I learned. I grew. We changed…together. From that time, I created A Living Family: Tools, Resources and Support for other parents like me who wanted to break the cycle and move their families forward.
I believe in this work and the efforts parents can put in and the shift they can create for themselves and their families.
I am so deeply grateful to be able to offer these power tools to other parents. I believe deeply in these tools, the resources I have gathered and the support I offer through my free Community Calls, my Nonviolent Communication (NVC) workshops, and uniquely powerful Nurturing You program. I know they can transform those parents out there who are saying to themselves, “Maybe change isn’t possible. Maybe this is forever. Maybe I should give up or give in…” If this is you…
Dear Hardworking Parent,
You do not have to give up…on yourself or your children. You do not have to give in…to fear, worry, anger, guilt, or even that secret, deep down shame.

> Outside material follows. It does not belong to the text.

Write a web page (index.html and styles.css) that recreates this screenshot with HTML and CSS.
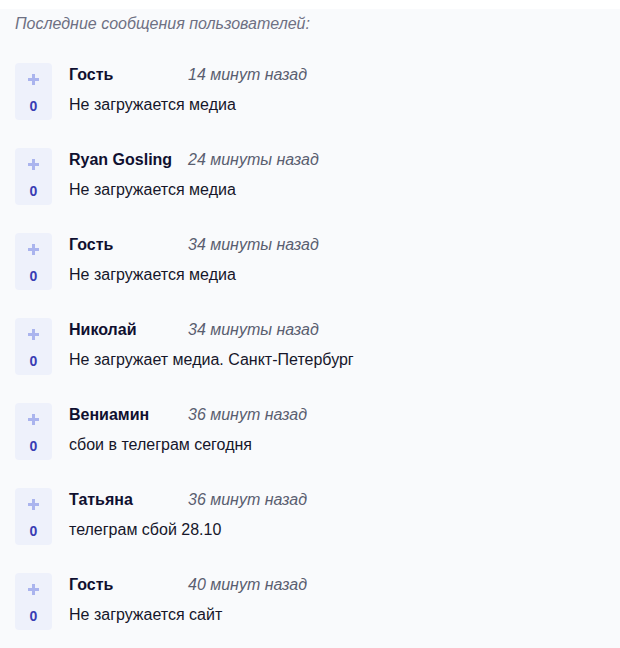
FILE: index.html
```html
<!DOCTYPE html>
<html lang="ru">
<head>
    <meta charset="UTF-8">
    <meta name="viewport" content="width=device-width, initial-scale=1.0">
    <title>Последние сообщения</title>
    <link rel="stylesheet" href="styles.css">
</head>
<body>

    <div class="messages">
        <h2 class="messages-title">Последние сообщения пользователей:</h2>

        <div class="message">
            <div class="vote">
                <svg class="vote-plus" width="11" height="11" viewBox="0 0 11 11"><path d="M5.5 0v11M0 5.5h11" stroke="currentColor" stroke-width="3"/></svg>
                <span class="vote-count">0</span>
            </div>
            <div class="message-body">
                <div class="message-head">
                    <span class="message-name">Гость</span>
                    <span class="message-time">14 минут назад</span>
                </div>
                <div class="message-text">Не загружается медиа</div>
            </div>
        </div>

        <div class="message">
            <div class="vote">
                <svg class="vote-plus" width="11" height="11" viewBox="0 0 11 11"><path d="M5.5 0v11M0 5.5h11" stroke="currentColor" stroke-width="3"/></svg>
                <span class="vote-count">0</span>
            </div>
            <div class="message-body">
                <div class="message-head">
                    <span class="message-name">Ryan Gosling</span>
                    <span class="message-time">24 минуты назад</span>
                </div>
                <div class="message-text">Не загружается медиа</div>
            </div>
        </div>

        <div class="message">
            <div class="vote">
                <svg class="vote-plus" width="11" height="11" viewBox="0 0 11 11"><path d="M5.5 0v11M0 5.5h11" stroke="currentColor" stroke-width="3"/></svg>
                <span class="vote-count">0</span>
            </div>
            <div class="message-body">
                <div class="message-head">
                    <span class="message-name">Гость</span>
                    <span class="message-time">34 минуты назад</span>
                </div>
                <div class="message-text">Не загружается медиа</div>
            </div>
        </div>

        <div class="message">
            <div class="vote">
                <svg class="vote-plus" width="11" height="11" viewBox="0 0 11 11"><path d="M5.5 0v11M0 5.5h11" stroke="currentColor" stroke-width="3"/></svg>
                <span class="vote-count">0</span>
            </div>
            <div class="message-body">
                <div class="message-head">
                    <span class="message-name">Николай</span>
                    <span class="message-time">34 минуты назад</span>
                </div>
                <div class="message-text">Не загружает медиа. Санкт-Петербург</div>
            </div>
        </div>

        <div class="message">
            <div class="vote">
                <svg class="vote-plus" width="11" height="11" viewBox="0 0 11 11"><path d="M5.5 0v11M0 5.5h11" stroke="currentColor" stroke-width="3"/></svg>
                <span class="vote-count">0</span>
            </div>
            <div class="message-body">
                <div class="message-head">
                    <span class="message-name">Вениамин</span>
                    <span class="message-time">36 минут назад</span>
                </div>
                <div class="message-text">сбои в телеграм сегодня</div>
            </div>
        </div>

        <div class="message">
            <div class="vote">
                <svg class="vote-plus" width="11" height="11" viewBox="0 0 11 11"><path d="M5.5 0v11M0 5.5h11" stroke="currentColor" stroke-width="3"/></svg>
                <span class="vote-count">0</span>
            </div>
            <div class="message-body">
                <div class="message-head">
                    <span class="message-name">Татьяна</span>
                    <span class="message-time">36 минут назад</span>
                </div>
                <div class="message-text">телеграм сбой 28.10</div>
            </div>
        </div>

        <div class="message">
            <div class="vote">
                <svg class="vote-plus" width="11" height="11" viewBox="0 0 11 11"><path d="M5.5 0v11M0 5.5h11" stroke="currentColor" stroke-width="3"/></svg>
                <span class="vote-count">0</span>
            </div>
            <div class="message-body">
                <div class="message-head">
                    <span class="message-name">Гость</span>
                    <span class="message-time">40 минут назад</span>
                </div>
                <div class="message-text">Не загружается сайт</div>
            </div>
        </div>
    </div>

</body>
</html>
```

FILE: styles.css
```css
body {
    margin: 0;
    background-color: #ffffff;
    font-family: "Liberation Sans", Arial, sans-serif;
    color: #16162a;
}

.messages {
    margin-top: 9px;
    padding: 5px 15px 20px;
    min-height: 620px;
    background-color: #f9fafc;
}

.messages-title {
    margin: 0 0 30px;
    font-size: 16px;
    line-height: 19px;
    font-weight: normal;
    font-style: italic;
    color: #6e7083;
}

.message {
    display: flex;
    gap: 17px;
    margin-bottom: 28px;
}

.vote {
    box-sizing: border-box;
    width: 37px;
    height: 57px;
    padding-top: 11px;
    display: flex;
    flex-direction: column;
    align-items: center;
    background-color: #eef1fb;
    border-radius: 4px;
    flex-shrink: 0;
}

.vote-plus {
    display: block;
    color: #aab4ee;
}

.vote-count {
    margin-top: 14px;
    font-size: 14px;
    line-height: 14px;
    font-weight: bold;
    color: #3a3db4;
}

.message-body {
    padding-top: 2px;
}

.message-head {
    display: flex;
    font-size: 16px;
    line-height: 19px;
}

.message-name {
    min-width: 104px;
    margin-right: 15px;
    font-weight: bold;
    color: #101030;
}

.message-time {
    font-style: italic;
    color: #5a5e70;
}

.message-text {
    margin-top: 11px;
    font-size: 16px;
    line-height: 19px;
    color: #16162a;
}
```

You can choose love, connection, peace, presence.
You can find cooperation, consideration, courage and commitment.
You can do this.
You can rewire yourself and your relationships for the things that matter to you.
I know that you can do it because I have done it. While I and my tools are unique, I am a human being like all the other parents out there. That’s why I’m passionate about getting these tools, resources and support into the hands of others.
My purpose is to sprout peace on the planet, one heart at a time….and I started with mine.